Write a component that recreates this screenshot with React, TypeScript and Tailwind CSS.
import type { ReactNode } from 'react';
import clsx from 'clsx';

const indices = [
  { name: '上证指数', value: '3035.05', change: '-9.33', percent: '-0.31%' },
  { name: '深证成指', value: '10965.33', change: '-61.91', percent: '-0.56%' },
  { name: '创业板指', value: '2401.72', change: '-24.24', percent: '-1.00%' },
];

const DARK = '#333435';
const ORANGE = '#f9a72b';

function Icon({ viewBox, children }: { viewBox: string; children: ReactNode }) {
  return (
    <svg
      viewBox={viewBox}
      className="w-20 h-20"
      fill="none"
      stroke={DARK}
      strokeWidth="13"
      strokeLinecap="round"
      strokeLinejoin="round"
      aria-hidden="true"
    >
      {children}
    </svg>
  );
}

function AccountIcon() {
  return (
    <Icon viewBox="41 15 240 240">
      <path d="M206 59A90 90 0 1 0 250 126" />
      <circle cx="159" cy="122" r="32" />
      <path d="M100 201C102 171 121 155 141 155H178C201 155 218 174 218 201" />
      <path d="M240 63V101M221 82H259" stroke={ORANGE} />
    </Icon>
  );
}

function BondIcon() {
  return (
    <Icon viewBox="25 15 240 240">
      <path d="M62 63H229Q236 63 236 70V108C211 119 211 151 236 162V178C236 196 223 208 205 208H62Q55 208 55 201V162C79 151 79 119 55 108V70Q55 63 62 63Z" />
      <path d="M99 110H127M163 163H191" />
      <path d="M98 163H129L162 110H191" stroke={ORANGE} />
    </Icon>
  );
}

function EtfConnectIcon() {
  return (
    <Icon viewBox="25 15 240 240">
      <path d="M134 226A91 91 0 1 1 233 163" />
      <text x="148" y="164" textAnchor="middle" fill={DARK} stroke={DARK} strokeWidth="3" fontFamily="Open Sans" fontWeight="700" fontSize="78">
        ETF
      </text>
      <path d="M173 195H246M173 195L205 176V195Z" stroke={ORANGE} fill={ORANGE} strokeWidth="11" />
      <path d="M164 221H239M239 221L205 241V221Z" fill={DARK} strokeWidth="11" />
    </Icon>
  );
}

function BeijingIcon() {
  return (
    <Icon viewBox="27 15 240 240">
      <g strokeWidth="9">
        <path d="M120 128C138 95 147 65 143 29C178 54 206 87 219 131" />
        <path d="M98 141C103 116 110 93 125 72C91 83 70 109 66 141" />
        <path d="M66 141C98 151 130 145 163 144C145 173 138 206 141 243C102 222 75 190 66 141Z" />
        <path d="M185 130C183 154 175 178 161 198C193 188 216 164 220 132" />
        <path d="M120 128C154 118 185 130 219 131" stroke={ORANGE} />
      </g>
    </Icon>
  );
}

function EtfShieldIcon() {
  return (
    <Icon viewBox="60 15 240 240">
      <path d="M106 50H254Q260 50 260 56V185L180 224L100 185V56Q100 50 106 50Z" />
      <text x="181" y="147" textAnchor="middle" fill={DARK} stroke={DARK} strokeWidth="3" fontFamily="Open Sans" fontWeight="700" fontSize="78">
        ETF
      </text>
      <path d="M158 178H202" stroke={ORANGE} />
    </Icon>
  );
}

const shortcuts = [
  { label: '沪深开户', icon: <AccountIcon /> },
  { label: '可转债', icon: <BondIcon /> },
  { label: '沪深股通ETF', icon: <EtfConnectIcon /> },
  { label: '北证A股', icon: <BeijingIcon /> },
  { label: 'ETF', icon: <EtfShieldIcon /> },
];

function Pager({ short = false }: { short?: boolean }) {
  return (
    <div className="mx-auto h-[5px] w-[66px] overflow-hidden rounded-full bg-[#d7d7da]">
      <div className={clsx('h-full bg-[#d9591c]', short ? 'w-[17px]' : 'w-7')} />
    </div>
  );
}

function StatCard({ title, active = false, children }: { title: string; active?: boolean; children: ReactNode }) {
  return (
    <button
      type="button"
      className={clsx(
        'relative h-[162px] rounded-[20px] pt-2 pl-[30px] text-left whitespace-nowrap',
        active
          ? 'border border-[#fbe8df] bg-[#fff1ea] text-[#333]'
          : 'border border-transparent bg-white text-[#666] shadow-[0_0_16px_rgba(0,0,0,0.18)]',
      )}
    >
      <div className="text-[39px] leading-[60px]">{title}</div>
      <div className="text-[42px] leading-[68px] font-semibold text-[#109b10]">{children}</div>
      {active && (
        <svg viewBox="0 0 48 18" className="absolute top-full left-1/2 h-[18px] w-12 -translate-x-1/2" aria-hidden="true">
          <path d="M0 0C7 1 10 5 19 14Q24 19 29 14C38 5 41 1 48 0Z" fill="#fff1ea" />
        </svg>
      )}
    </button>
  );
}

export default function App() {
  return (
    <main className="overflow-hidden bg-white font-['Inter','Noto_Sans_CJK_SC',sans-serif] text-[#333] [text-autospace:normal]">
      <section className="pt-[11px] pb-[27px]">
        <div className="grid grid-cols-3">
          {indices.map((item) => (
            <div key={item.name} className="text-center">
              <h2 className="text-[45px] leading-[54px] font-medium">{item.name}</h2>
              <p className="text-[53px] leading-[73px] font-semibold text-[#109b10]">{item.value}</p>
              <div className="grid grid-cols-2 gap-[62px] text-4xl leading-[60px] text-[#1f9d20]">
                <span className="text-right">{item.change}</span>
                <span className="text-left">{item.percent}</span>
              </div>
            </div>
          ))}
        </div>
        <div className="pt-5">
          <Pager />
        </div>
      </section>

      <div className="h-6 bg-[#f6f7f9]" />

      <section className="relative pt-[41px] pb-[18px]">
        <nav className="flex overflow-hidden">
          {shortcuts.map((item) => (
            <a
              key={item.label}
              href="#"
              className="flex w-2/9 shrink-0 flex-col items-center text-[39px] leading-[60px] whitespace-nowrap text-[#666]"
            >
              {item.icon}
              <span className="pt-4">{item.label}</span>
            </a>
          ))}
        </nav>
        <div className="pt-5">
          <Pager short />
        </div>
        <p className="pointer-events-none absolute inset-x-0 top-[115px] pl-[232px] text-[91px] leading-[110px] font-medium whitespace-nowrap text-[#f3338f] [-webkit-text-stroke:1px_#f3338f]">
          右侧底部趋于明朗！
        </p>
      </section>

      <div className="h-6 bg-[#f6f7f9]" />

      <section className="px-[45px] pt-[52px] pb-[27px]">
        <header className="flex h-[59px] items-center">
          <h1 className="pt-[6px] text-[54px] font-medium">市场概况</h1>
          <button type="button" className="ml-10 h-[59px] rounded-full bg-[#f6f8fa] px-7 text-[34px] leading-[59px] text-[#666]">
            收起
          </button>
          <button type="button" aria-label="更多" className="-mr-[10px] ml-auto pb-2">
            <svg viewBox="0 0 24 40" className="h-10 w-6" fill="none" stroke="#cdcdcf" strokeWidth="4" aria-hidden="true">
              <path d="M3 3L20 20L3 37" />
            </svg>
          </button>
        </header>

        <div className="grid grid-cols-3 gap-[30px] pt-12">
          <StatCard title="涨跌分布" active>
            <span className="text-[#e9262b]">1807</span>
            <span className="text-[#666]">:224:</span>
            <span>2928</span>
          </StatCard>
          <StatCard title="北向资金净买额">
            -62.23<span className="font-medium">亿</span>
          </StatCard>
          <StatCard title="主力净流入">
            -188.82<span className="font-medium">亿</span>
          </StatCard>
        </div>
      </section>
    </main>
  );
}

[Written request]: Copy out the whole listing exactly as written.

[Response]:
Write a component that recreates this screenshot with React, TypeScript and Tailwind CSS.
import type { ReactNode } from 'react';
import clsx from 'clsx';

const indices = [
  { name: '上证指数', value: '3035.05', change: '-9.33', percent: '-0.31%' },
  { name: '深证成指', value: '10965.33', change: '-61.91', percent: '-0.56%' },
  { name: '创业板指', value: '2401.72', change: '-24.24', percent: '-1.00%' },
];

const DARK = '#333435';
const ORANGE = '#f9a72b';

function Icon({ viewBox, children }: { viewBox: string; children: ReactNode }) {
  return (
    <svg
      viewBox={viewBox}
      className="w-20 h-20"
      fill="none"
      stroke={DARK}
      strokeWidth="13"
      strokeLinecap="round"
      strokeLinejoin="round"
      aria-hidden="true"
    >
      {children}
    </svg>
  );
}

function AccountIcon() {
  return (
    <Icon viewBox="41 15 240 240">
      <path d="M206 59A90 90 0 1 0 250 126" />
      <circle cx="159" cy="122" r="32" />
      <path d="M100 201C102 171 121 155 141 155H178C201 155 218 174 218 201" />
      <path d="M240 63V101M221 82H259" stroke={ORANGE} />
    </Icon>
  );
}

function BondIcon() {
  return (
    <Icon viewBox="25 15 240 240">
      <path d="M62 63H229Q236 63 236 70V108C211 119 211 151 236 162V178C236 196 223 208 205 208H62Q55 208 55 201V162C79 151 79 119 55 108V70Q55 63 62 63Z" />
      <path d="M99 110H127M163 163H191" />
      <path d="M98 163H129L162 110H191" stroke={ORANGE} />
    </Icon>
  );
}

function EtfConnectIcon() {
  return (
    <Icon viewBox="25 15 240 240">
      <path d="M134 226A91 91 0 1 1 233 163" />
      <text x="148" y="164" textAnchor="middle" fill={DARK} stroke={DARK} strokeWidth="3" fontFamily="Open Sans" fontWeight="700" fontSize="78">
        ETF
      </text>
      <path d="M173 195H246M173 195L205 176V195Z" stroke={ORANGE} fill={ORANGE} strokeWidth="11" />
      <path d="M164 221H239M239 221L205 241V221Z" fill={DARK} strokeWidth="11" />
    </Icon>
  );
}

function BeijingIcon() {
  return (
    <Icon viewBox="27 15 240 240">
      <g strokeWidth="9">
        <path d="M120 128C138 95 147 65 143 29C178 54 206 87 219 131" />
        <path d="M98 141C103 116 110 93 125 72C91 83 70 109 66 141" />
        <path d="M66 141C98 151 130 145 163 144C145 173 138 206 141 243C102 222 75 190 66 141Z" />
        <path d="M185 130C183 154 175 178 161 198C193 188 216 164 220 132" />
        <path d="M120 128C154 118 185 130 219 131" stroke={ORANGE} />
      </g>
    </Icon>
  );
}

function EtfShieldIcon() {
  return (
    <Icon viewBox="60 15 240 240">
      <path d="M106 50H254Q260 50 260 56V185L180 224L100 185V56Q100 50 106 50Z" />
      <text x="181" y="147" textAnchor="middle" fill={DARK} stroke={DARK} strokeWidth="3" fontFamily="Open Sans" fontWeight="700" fontSize="78">
        ETF
      </text>
      <path d="M158 178H202" stroke={ORANGE} />
    </Icon>
  );
}

const shortcuts = [
  { label: '沪深开户', icon: <AccountIcon /> },
  { label: '可转债', icon: <BondIcon /> },
  { label: '沪深股通ETF', icon: <EtfConnectIcon /> },
  { label: '北证A股', icon: <BeijingIcon /> },
  { label: 'ETF', icon: <EtfShieldIcon /> },
];

function Pager({ short = false }: { short?: boolean }) {
  return (
    <div className="mx-auto h-[5px] w-[66px] overflow-hidden rounded-full bg-[#d7d7da]">
      <div className={clsx('h-full bg-[#d9591c]', short ? 'w-[17px]' : 'w-7')} />
    </div>
  );
}

function StatCard({ title, active = false, children }: { title: string; active?: boolean; children: ReactNode }) {
  return (
    <button
      type="button"
      className={clsx(
        'relative h-[162px] rounded-[20px] pt-2 pl-[30px] text-left whitespace-nowrap',
        active
          ? 'border border-[#fbe8df] bg-[#fff1ea] text-[#333]'
          : 'border border-transparent bg-white text-[#666] shadow-[0_0_16px_rgba(0,0,0,0.18)]',
      )}
    >
      <div className="text-[39px] leading-[60px]">{title}</div>
      <div className="text-[42px] leading-[68px] font-semibold text-[#109b10]">{children}</div>
      {active && (
        <svg viewBox="0 0 48 18" className="absolute top-full left-1/2 h-[18px] w-12 -translate-x-1/2" aria-hidden="true">
          <path d="M0 0C7 1 10 5 19 14Q24 19 29 14C38 5 41 1 48 0Z" fill="#fff1ea" />
        </svg>
      )}
    </button>
  );
}

export default function App() {
  return (
    <main className="overflow-hidden bg-white font-['Inter','Noto_Sans_CJK_SC',sans-serif] text-[#333] [text-autospace:normal]">
      <section className="pt-[11px] pb-[27px]">
        <div className="grid grid-cols-3">
          {indices.map((item) => (
            <div key={item.name} className="text-center">
              <h2 className="text-[45px] leading-[54px] font-medium">{item.name}</h2>
              <p className="text-[53px] leading-[73px] font-semibold text-[#109b10]">{item.value}</p>
              <div className="grid grid-cols-2 gap-[62px] text-4xl leading-[60px] text-[#1f9d20]">
                <span className="text-right">{item.change}</span>
                <span className="text-left">{item.percent}</span>
              </div>
            </div>
          ))}
        </div>
        <div className="pt-5">
          <Pager />
        </div>
      </section>

      <div className="h-6 bg-[#f6f7f9]" />

      <section className="relative pt-[41px] pb-[18px]">
        <nav className="flex overflow-hidden">
          {shortcuts.map((item) => (
            <a
              key={item.label}
              href="#"
              className="flex w-2/9 shrink-0 flex-col items-center text-[39px] leading-[60px] whitespace-nowrap text-[#666]"
            >
              {item.icon}
              <span className="pt-4">{item.label}</span>
            </a>
          ))}
        </nav>
        <div className="pt-5">
          <Pager short />
        </div>
        <p className="pointer-events-none absolute inset-x-0 top-[115px] pl-[232px] text-[91px] leading-[110px] font-medium whitespace-nowrap text-[#f3338f] [-webkit-text-stroke:1px_#f3338f]">
          右侧底部趋于明朗！
        </p>
      </section>

      <div className="h-6 bg-[#f6f7f9]" />

      <section className="px-[45px] pt-[52px] pb-[27px]">
        <header className="flex h-[59px] items-center">
          <h1 className="pt-[6px] text-[54px] font-medium">市场概况</h1>
          <button type="button" className="ml-10 h-[59px] rounded-full bg-[#f6f8fa] px-7 text-[34px] leading-[59px] text-[#666]">
            收起
          </button>
          <button type="button" aria-label="更多" className="-mr-[10px] ml-auto pb-2">
            <svg viewBox="0 0 24 40" className="h-10 w-6" fill="none" stroke="#cdcdcf" strokeWidth="4" aria-hidden="true">
              <path d="M3 3L20 20L3 37" />
            </svg>
          </button>
        </header>

        <div className="grid grid-cols-3 gap-[30px] pt-12">
          <StatCard title="涨跌分布" active>
            <span className="text-[#e9262b]">1807</span>
            <span className="text-[#666]">:224:</span>
            <span>2928</span>
          </StatCard>
          <StatCard title="北向资金净买额">
            -62.23<span className="font-medium">亿</span>
          </StatCard>
          <StatCard title="主力净流入">
            -188.82<span className="font-medium">亿</span>
          </StatCard>
        </div>
      </section>
    </main>
  );
}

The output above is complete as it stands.